Luckily, Wolverine is sans costume for much of this story, a story that covers much of the ground you expect these prestige format one-shots to cover. Wolverine’s uneasy about city life, but also with his bestial nature, outsiders want his powers, he discovers a new love interest (mysteriously Anglo in appearance even though the story is set in Tibet), he reflects on the nuances between an animal and man killing, and there’s some vague talk about the importance of survival…Wolverine’s animal instincts will never allow him to give up, while the “civilized” Nirissa is obsessed with the survival of her bloodline.

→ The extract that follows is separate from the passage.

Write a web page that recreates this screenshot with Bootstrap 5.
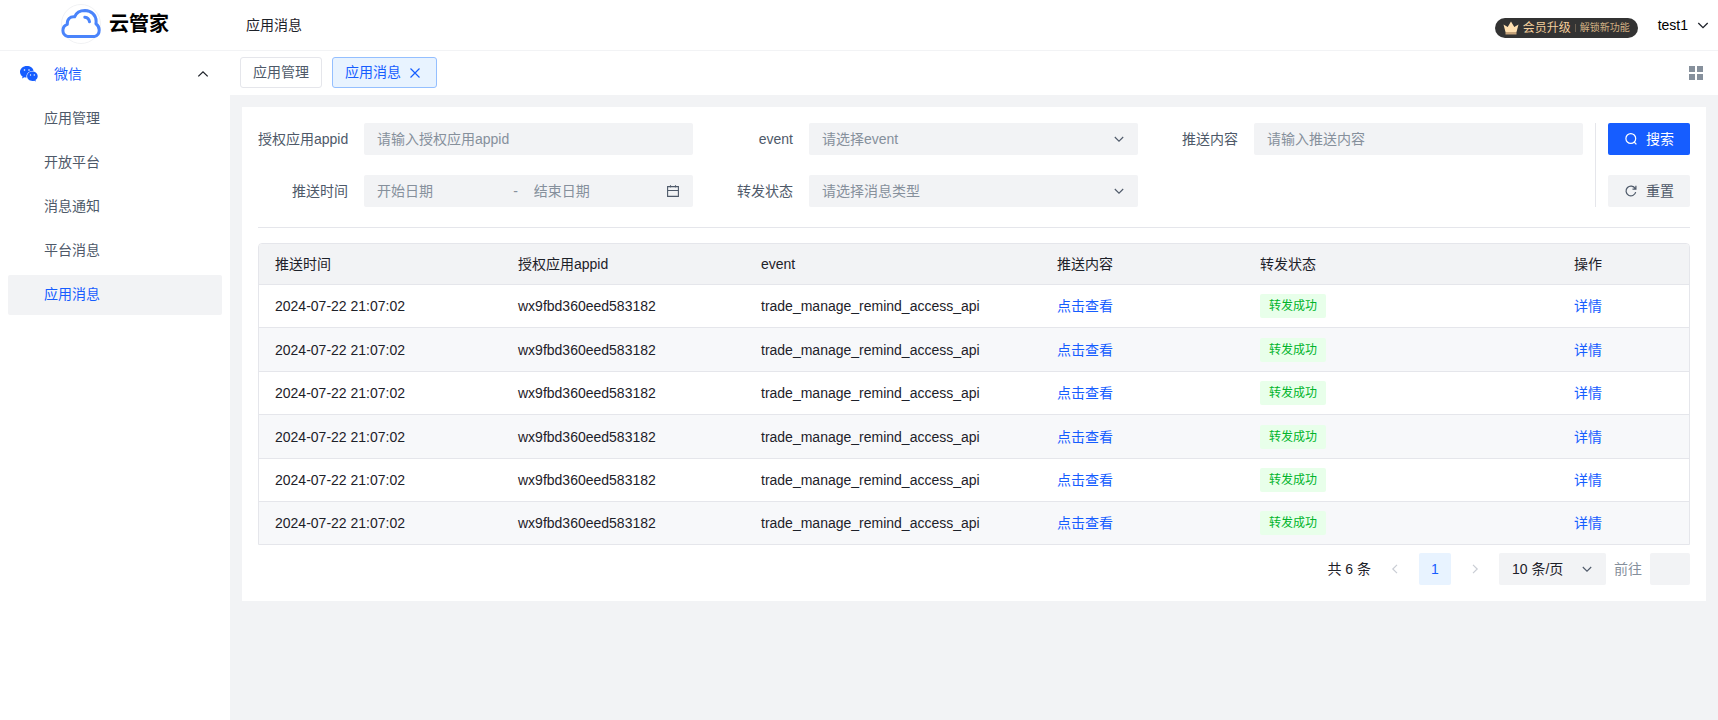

If you accept the plot as trippy dream logic and don’t ask too many questions, it’s a perfectly serviceable Wolverine story. Once you get into the “who, what, where, when, and how” you’re faced with mystery people from a mystery tribe luring Wolverine to Tibet through mysterious means because they mysteriously know of his healing factor. Plus, there’s an old man who picks a fight with Wolverine on his way to Tibet for no discernible reason, but that’s okay because Wolverine learns a lesson about changing the world in the process. Recognizing that this isn’t supposed to be the most literal story in history, I’m willing to accept it on its merits. I like the setting of Tibet, and John Ney Rieber’s philosophical divergences help to create a certain mood without violating the core of Wolverine’s character. It’s certainly a more rewarding experience than the previous year’s “artistic” Wolverine one-shot.